Canonicalization#

In several areas, there are explicit rules to standardize the representation of data. This procedure, called canonicalization or normalization, removes differences that are not important and permits tests for exact matches to succeed even when the details of the representation have been changed.

Name normalization#

Consider a list of names.

names = [ "THOMPSON, EMILY",
          "THOMPSON,EMILY",
          "THOMPSON,   EMILY ",
          "Thompson, Emily ",
          "Thompson, Emily A."]

We cannot tell how many Emily Thompsons are in this database, but the number of spaces is usually not relevant.

The string methods .upper() and .lower() and .strip() are potentially useful to this end.

If we wanted to make all of these the same, we could write a function to clean up capitalization and spacing differences:

def clean(s):
    fields = s.upper().strip().split(',')
    return(fields[0].strip() + ", " + fields[1].strip())

for name in names:
    print( clean(name))
THOMPSON, EMILY
THOMPSON, EMILY
THOMPSON, EMILY
THOMPSON, EMILY
THOMPSON, EMILY A.

Now a “messy” list of five different Emilies is now a list of only two (possibly) different names.

URI normalization#

As an example of how engineers use normalization, we can consider Uniform Resource Identifier (URI) normalization. URIs are addresses that provide the location of digital resources; URLs are a subset of the standard specifying URIs.

URI normalization is described in the standards document RFC 3986. The standard contains a list of algorithmic modifications to a URI aimed to allow the sameness of a URI to be identified.

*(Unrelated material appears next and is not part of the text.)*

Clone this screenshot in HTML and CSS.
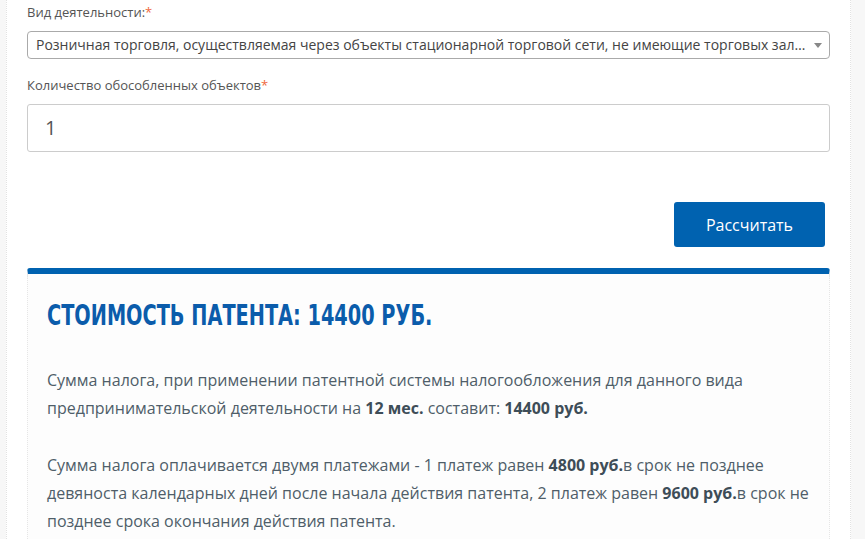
FILE: index.html
```html
<!DOCTYPE html>
<html lang="ru">

<head>
    <meta charset="UTF-8">
    <meta name="viewport" content="width=device-width, initial-scale=1.0">
    <title>Калькулятор патента</title>
    <link rel="stylesheet" href="styles.css">
</head>

<body>
    <div class="page">
        <form class="calc-form">
            <label class="field-label">Вид деятельности:<span class="req">*</span></label>
            <div class="select-box">
                <span class="select-text">Розничная торговля, осуществляемая через объекты стационарной торговой сети, не имеющие торговых залов, а также через объекты нестационарной торговой сети</span>
                <span class="select-arrow"></span>
            </div>

            <label class="field-label field-label-2">Количество обособленных объектов<span class="req">*</span></label>
            <div class="text-input">1</div>

            <div class="form-actions">
                <button type="button" class="btn-calc">Рассчитать</button>
            </div>
        </form>

        <!--результат расчета-->
        <div class="result">
            <h2 class="result-title"><span>Стоимость патента: 14400 руб.</span></h2>
            <p>Сумма налога, при применении патентной системы налогообложения для данного вида предпринимательской деятельности на <b>12 мес.</b> составит: <b>14400 руб.</b></p>
            <p>Сумма налога оплачивается двумя платежами - 1 платеж равен <b>4800 руб.</b>в срок не позднее девяноста календарных дней после начала действия патента, 2 платеж равен <b>9600 руб.</b>в срок не позднее срока окончания действия патента.</p>
        </div>
    </div>
</body>

</html>
```

FILE: styles.css
```css
* {
    padding: 0;
    margin: 0;
    box-sizing: border-box;
}

body {
    background: #f7f7f7;
    font-family: "Open Sans", "Liberation Sans", sans-serif;
    height: 539px;
    overflow: hidden;
}

.page {
    margin: 0 14px 0 6px;
    height: 539px;
    overflow: hidden;
    background: #fff;
    border-left: 1px dotted #e2e2e2;
    border-right: 1px dotted #e2e2e2;
    padding: 2px 20px 0 20px;
}

/*форма*/
.field-label {
    display: block;
    font-size: 13px;
    line-height: 20px;
    color: #555;
    margin-bottom: 9px;
}

.field-label-2 {
    margin-top: 16px;
    margin-bottom: 9px;
}

.req {
    color: #ef6a3c;
}

.select-box {
    position: relative;
    height: 28px;
    border: 1px solid #aaa;
    border-radius: 4px;
    padding: 0 19px 0 8px;
    font-size: 14px;
    line-height: 26px;
    color: #444;
}

.select-text {
    display: block;
    white-space: nowrap;
    overflow: hidden;
    text-overflow: ellipsis;
}

.select-arrow {
    position: absolute;
    right: 7px;
    top: 11px;
    border-top: 5px solid #888;
    border-left: 4px solid transparent;
    border-right: 4px solid transparent;
}

.text-input {
    height: 48px;
    border: 1px solid #ccc;
    border-radius: 3px;
    padding-left: 17px;
    font-size: 20px;
    line-height: 46px;
    color: #555;
}

.form-actions {
    display: flex;
    justify-content: flex-end;
    padding: 50px 5px 0 0;
}

.btn-calc {
    width: 151px;
    height: 45px;
    border: none;
    border-radius: 3px;
    background: #0062b0;
    color: #fff;
    font-family: "Open Sans", "Liberation Sans", sans-serif;
    font-size: 16px;
    cursor: pointer;
}

/*результат*/
.result {
    margin-top: 21px;
    border-top: 6px solid #0062b0;
    border-radius: 3px 3px 0 0;
    border-left: 1px dotted #e6e6e6;
    border-right: 1px dotted #e6e6e6;
    background: #fdfdfd;
    padding: 24px 19px 40px 19px;
    color: #4f5e69;
}

.result-title {
    font-family: "DejaVu Sans Condensed", "DejaVu Sans", sans-serif;
    font-weight: bold;
    text-transform: uppercase;
    font-size: 29px;
    line-height: 34px;
    color: #0b5cab;
    margin-bottom: 34px;
    white-space: nowrap;
}

/*узкое начертание, как у DIN Condensed*/
.result-title span {
    display: inline-block;
    transform: scaleX(0.74);
    transform-origin: left center;
}

.result p {
    font-size: 16px;
    line-height: 28px;
    margin-bottom: 29px;
}

.result b {
    color: #3e4d58;
}
```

This set of rules permits a webserver to store only one copy of some page even if browsers ask for it with dozens of synonymous addresses.

Duplicate slashes should be removed:

http://example.com/foo//bar.html → http://example.com/foo/bar.html

Relative directory navigation symbols should be interpreted and removed:

http://example.com/foo/../bar.html → http://example.com/bar.html

Certain ascii characters do not require percent encoding in URI strings, and should be decoded:

http://example.com/%7Efoo → http://example.com/~foo

Although the standard allows multiple, synonymous addresses to be constructed, it would waste resources if it were not possible to boil disparate addresses down to a canonical form.

Cleaning up our data#

Differences in the data representation that are superficial and unimportant can sometimes stand in the way of analysis. As a first step, we should explore our data to find what kinds of extraneous differences in encodings are present, and then make a copy of the data that has been “cleaned” of the differences that we were able to identify.

The practice of collecting unusual (or pathological) examples of data can help you make your code work better.